Sampai empat belas sumur dibor, tapi minyak tidak kunjung didapatkan. Hampir saja MOI mengikuti jejak pendahulunya Asamera, mengangkat sauh dari bumi Aron. Tapi Tuhan berkehendak lain. MOI mencoba eksplorasi terakhir dengan melakukan pengeboran kelima belas di sekitar desa Rangkaya dan Paya, tiga kilometer ke timur Aron.
Kali ini, pada kedalaman pengeboran sekira tiga kilometer, anugrah itu muncul. Sumur bor bergemuruh. Ada yang mendesak dari dalam sana. Terjadi blowout. Lumpur terpental keluar. Gas! Ada gas! Ini terjadi pada tanggal 24 Oktober 1971.
Tempat sumur inilah yang kelak dinamai dengan Arun-1, atau disingkat dengan A-1. Di mana kami warga sekitar sumur itu menyebutnya dengan A Sa, terjemahan A-1 ke dalam bahasa Aceh. Di tempat ini, sebuah prasasti dibuat, berupa tugu rangkaian wellhead dan Christmas Tree. Prasasti sebagai tanda di mana gas pertama ditemukan di wilayah kami.
Berita penemuan gas itu mengguncang seantero jagad. Apalagi setelah konsultan perminyakan De Goyler & Mc. Naughton menyatakan bahwa di bawah tanah ini tersimpan 17,1 triliun kaki kubik gas, yang bisa disedot sampai tiga puluh tahun!
Mendapatkan informasi ini, pemerintah tentu meremang bulu romanya. Maka, pada 2 Januari 1974, ditandatanganilah kontrak dengan Bechtel Inc, sebuah perusahaan konstruksi perminyakan yang berpusat di San Francisco, untuk membangun kilang gas beserta PT. Arun untuk proses pencairannya.
Empat tahun kemudian, PT. Arun diresmikan pada tanggal 19 September 1978, oleh presiden Soeharto. Gas perdana yang telah dicairkan, kemudian diekspor ke Jepang pada tanggal 29 Agustus 1978, memenuhi pundi-pundi uang selama 30 tahun untuk Indonesia.
Sekarang, 52 tahun berlalu setelah gas itu ditemukan, perut wilayah kami telah habis terkuras.

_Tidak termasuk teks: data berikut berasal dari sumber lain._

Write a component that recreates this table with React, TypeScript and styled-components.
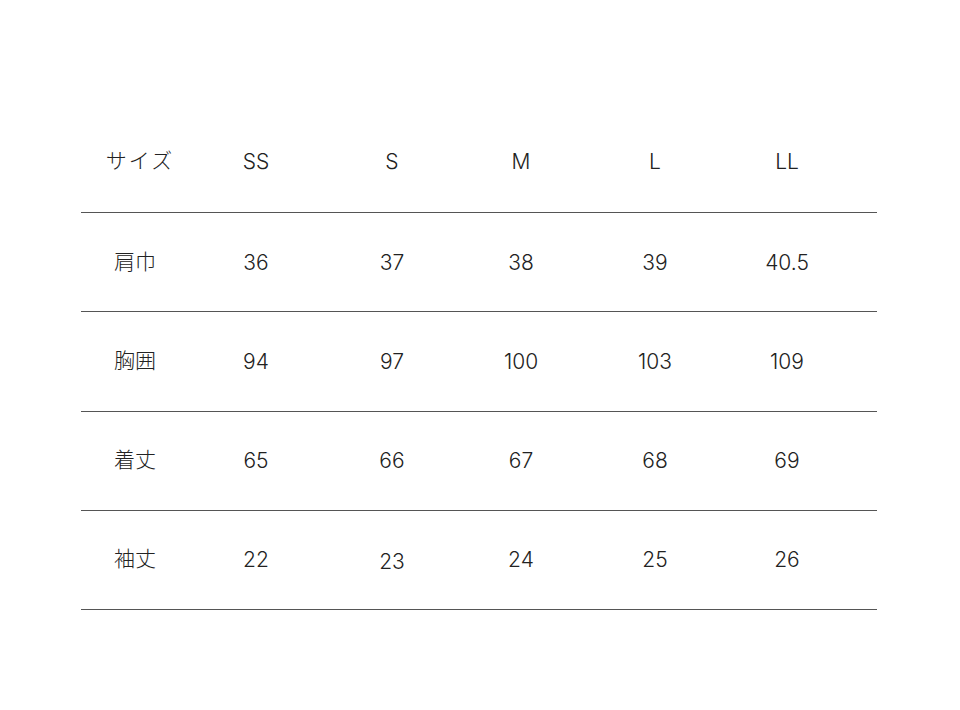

Kosong. Area yang dulu sibuk dengan aktifitas pengeboran, sekarang sepi. Beberapa telah beralih fungsi menjadi kantor pemerintah. Sebagiannya lagi dibiarkan kosong menjadi tempat kucing kawin. Sebagiannya lagi masih dipakai oleh Pertamina.
A-1, tempat pertama gas menyembur keluar sumur bor itu tadi, sekalipun gasnya sudah habis terkuras tak bersisa, tapi keberkahan wilayah itu tak pernah pudar. Keberkahan itu sekarang diraup oleh para penjual pinggir jalan sekitar A-1.
Entah siapa yang pertama memulai berjualan di situ, yang ternyata laku keras. Yang membuat penjual lain ikut-ikutan membuka dagangannya di situ, dan juga laku keras. Mulai dari sayur, rempah-rempah, sampai ikan pun sudah dijajakan di situ. Rahmat itu selalu datang walau dalam bentuk lain di A Sa.[]
-----------
Catatan Penulis: Untuk menulis ini, saya telah membaca buku-buku:
1. Hasan Tiro : Jalan Panjang Menuju Damai Aceh, ditulis oleh Murizal Hamzah
2. Pancaran Rahmat dari Arun, ditulis oleh Sugiono MP.